Monday, December 3, 2012
Deceptive Movie Titles
I will readily admit, I judge books by their cover. I have long since learned that I don't have the time to give every book, movie, and album a fair shot. I would be backlogged for years and never get out of it. So, I have to judge things by my immediate reaction (quick aside, you should read the book Blink by Malcom Gladwell about that subject. Great stuff.). This inevitably leads to me missing the boat on some great stuff, but it also leads me to finding things that I thought weren't going to be great and turn out to be fantastic.
One of the great differences between me and my wife is that she will watch anything. We give Redbox way too much business because she will watch pretty much every DVD that they put out because she just doesn't care. She just wants to watch something for 2 hours and be done with it. Movie watching for me is much more personal. I need to feel involved, like I am part of an experience. I don't watch movies for watching's sake. I want to be invested in the experience. So, I am pretty picky about what I watch.
Both of these points lead up to the next bullet, which is how movie titles can drastically affect which movies I watch. A great example of this was the movie "Dinner for Schmucks" with Paul Rudd and Steve Carrell. I knew the basic premise of the movie (rich guys bring morons to dinner and pick a winner) but not much else. After watching the movie, I was actually a bit upset because the title was flat out wrong for the movie. The film was about Paul Rudd finding one of these "morons" for the dinner and how he kind of ruined his life.
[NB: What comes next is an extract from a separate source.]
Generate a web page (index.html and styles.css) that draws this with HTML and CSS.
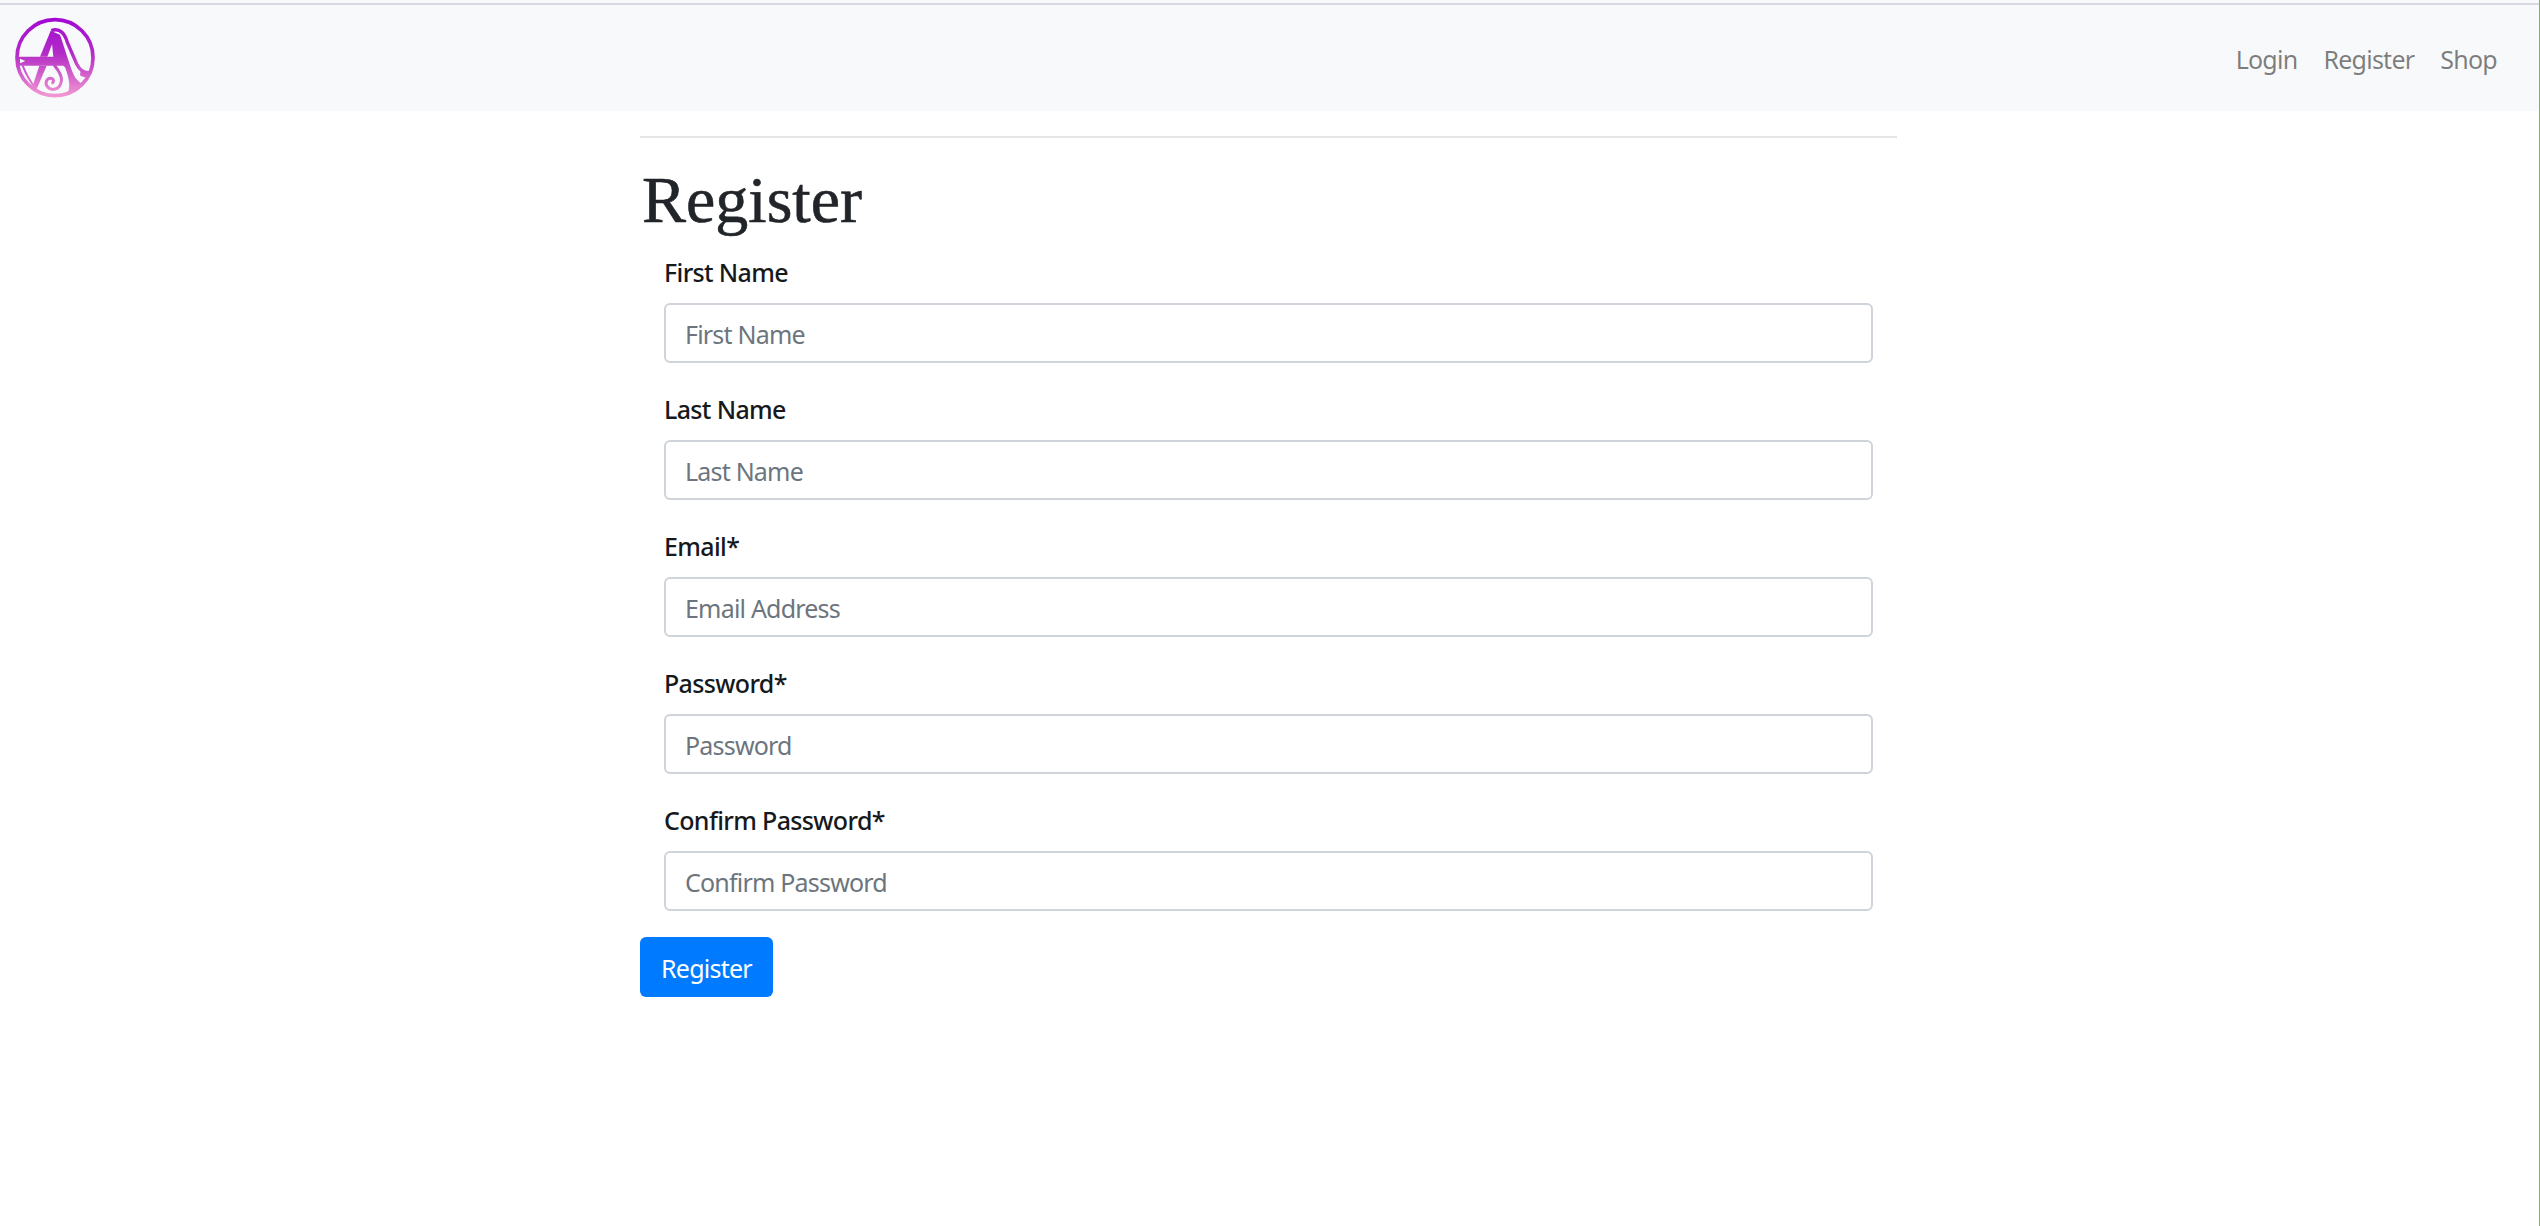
FILE: index.html
```html
<!DOCTYPE html>
<html lang="en">
<head>
<meta charset="utf-8">
<title>Register</title>
<link rel="stylesheet" href="styles.css">
</head>
<body>
<div class="topstrip"></div>
<nav class="navbar">
  <a class="brand" href="#">
    <svg class="logo" viewBox="0 0 270 270" width="90" height="90" aria-hidden="true">
      <defs>
        <linearGradient id="lg" gradientUnits="userSpaceOnUse" x1="135" y1="12" x2="135" y2="250">
          <stop offset="0" stop-color="#a208d4"/>
          <stop offset="0.45" stop-color="#b32cc6"/>
          <stop offset="1" stop-color="#f49ad2"/>
        </linearGradient>
        <clipPath id="disc"><circle cx="135" cy="131" r="119"/></clipPath>
      </defs>
      <circle cx="135" cy="131" r="114" fill="none" stroke="url(#lg)" stroke-width="11"/>
      <g clip-path="url(#disc)">
        <path fill="url(#lg)" d="M122 50 L130 80 L112 128 L90 128 Z"/>
        <path fill="url(#lg)" fill-rule="evenodd" d="M18 128 L170 128 L172 155 L18 155 Z M30 134 L46 141 L30 148 Z"/>
        <path fill="url(#lg)" d="M122 50 L150 62 C160 90 178 150 190 180 C196 195 208 205 220 212 L194 250 L165 250 C186 225 178 195 165 160 L130 128 Z"/>
        <path fill="none" stroke="url(#lg)" stroke-width="10" d="M124 50 C150 40 165 60 172 85 L200 150 C210 170 225 178 240 176"/>
        <path fill="url(#lg)" d="M212 170 C225 178 238 176 252 168 L250 186 C232 192 222 192 210 184 Z"/>
        <path fill="url(#lg)" d="M88 155 L110 155 L78 230 L66 222 Z"/>
        <path fill="none" stroke="url(#lg)" stroke-width="6" d="M38 155 C50 185 62 205 76 222"/>
        <path fill="none" stroke="url(#lg)" stroke-width="9" stroke-linecap="round" d="M128 206 C136 198 124 188 113 196 C102 208 112 228 132 226 C152 222 160 200 150 180 C146 170 140 162 134 155"/>
        <path fill="url(#lg)" fill-rule="evenodd" d="M188 250 L215 210 L245 206 L232 250 Z M204 232 L218 219 L226 222 L214 232 Z"/>
      </g>
    </svg>
  </a>
  <ul class="nav-links">
    <li><a href="#">Login</a></li>
    <li><a href="#">Register</a></li>
    <li><a href="#">Shop</a></li>
  </ul>
</nav>
<main class="container">
  <hr class="rule">
  <h1 class="title">Register</h1>
  <form class="form">
    <div class="group"><label class="label" for="f1">First Name</label><input class="input" id="f1" placeholder="First Name"></div>
    <div class="group"><label class="label" for="f2">Last Name</label><input class="input" id="f2" placeholder="Last Name"></div>
    <div class="group"><label class="label" for="f3">Email*</label><input class="input" id="f3" placeholder="Email Address"></div>
    <div class="group"><label class="label" for="f4">Password*</label><input class="input" id="f4" placeholder="Password"></div>
    <div class="group"><label class="label" for="f5">Confirm Password*</label><input class="input" id="f5" placeholder="Confirm Password"></div>
    <button class="btn" type="button">Register</button>
  </form>
</main>
</body>
</html>
```
FILE: styles.css
```css
* { box-sizing: border-box; }
html, body { height: 100%; }
body {
  margin: 0;
  background: #fff;
  color: #212529;
  font-family: "Noto Sans", "Open Sans", sans-serif;
  font-size: 25px;
  border-right: 1px solid #8fb339;
  overflow: hidden;
}
.topstrip { height: 3px; background: #f8f9fa; }
.navbar {
  height: 108px;
  background: #f8f9fa;
  border-top: 2px solid #d8d9e0;
  display: flex;
  align-items: center;
  justify-content: space-between;
  padding: 2px 42px 0 10px;
}
.brand { display: flex; }
.logo { display: block; }
.nav-links { display: flex; list-style: none; margin: 0; padding: 0; gap: 26px; }
.nav-links a { color: rgba(0,0,0,.5); text-decoration: none; font-size: 25px; letter-spacing: -0.75px; }
.container { width: 1257px; margin: 25px auto 0 640px; }
.rule { margin: 0; border: 0; border-top: 2px solid #e6e6e6; }
.title {
  margin: 22px 0 0;
  padding: 0 0 15px 2px;
  font-family: "Liberation Serif", serif;
  font-weight: 400;
  font-size: 66px;
  line-height: 80px;
  color: #212529;
  -webkit-text-stroke: 0.6px #212529;
}
.form { display: flex; flex-direction: column; align-items: flex-start; }
.group { width: 1233px; padding: 0 0 0 24px; height: 137px; display: flex; flex-direction: column; }
.label { font-size: 25px; line-height: 35px; color: #16191c; letter-spacing: -0.65px; margin: 0 0 13px; font-weight: 500; }
.input {
  width: 1209px;
  height: 60px;
  padding: 2px 19px 0;
  border: 2px solid #ced4da;
  border-radius: 6px;
  font: inherit;
  letter-spacing: -0.8px;
  color: #495057;
  background: #fff;
}
.input::placeholder { color: #6c757d; opacity: 1; }
.btn {
  height: 60px;
  width: 133px;
  margin-top: -3px;
  border: 0;
  border-radius: 6px;
  background: #007bff;
  color: #fff;
  font: inherit;
  letter-spacing: -0.75px;
  padding: 2px 0 0;
}
```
The "dinner" was the last 20 minutes of the movie. I felt a bit betrayed. I truly believe the movie would have been a bigger success if it had been called "A Week with Barry" or something similar. I judged the movie by its title, and it betrayed me a bit.
Ok, so final point: One of the movies that has snuck past me for several years is the movie "Donnie Darko". The reason that it got by my finely honed filters is that it sounds like an Italian gangster movie (to me). I thought it was just another movie like Goodfellas or Carlito's Way, and I can't stand gangster movies. Seriously, I don't think I have enjoyed one movie like that, save for The Usual Suspects. So I never watched it.
When I travel, I like to load up on movies, and I often can't think of movies to load up on, so I go online and look for lists. 100 MOVIES EVERY GUY SHOULD SEE, or 10 BEST MOVIES ABOUT GIANT BUNNY RABBITS...you get the idea. One site mentioned Donnie Darko, but it had one element I hadn't seen before...and it was the picture above. "Wait a minute! Italian gangsters don't have demented bunny rabbits with them!" Turns out, the movie is about a high school boy (Jake Gyllenhal) with some pretty severe dementia, and it has to do with time travel, fate, destiny, insane private school teachers, and the like. It was a great, great movie. I really, really enjoyed it. I highly recommend it. I won't say that it changed my life (there are a lot of people online who say this...just check the IMDB comments), but I was very happy to have found one that slipped through the cracks.
I am a firm believer that movies find you. If I haven't had some sort of inkling that a movie is going to be good, I usually end up not liking it. A good example is "Abe Lincoln: Vampire Hunter". That movie was terrible, and I should have known. If no one has recommended a movie to me, or I haven't had my interest piqued by something online or on the radio/tv, I almost never like it. But movies like Donnie Darko will keep that fire alive that tells me to watch a movie in spite of my best efforts to not like it.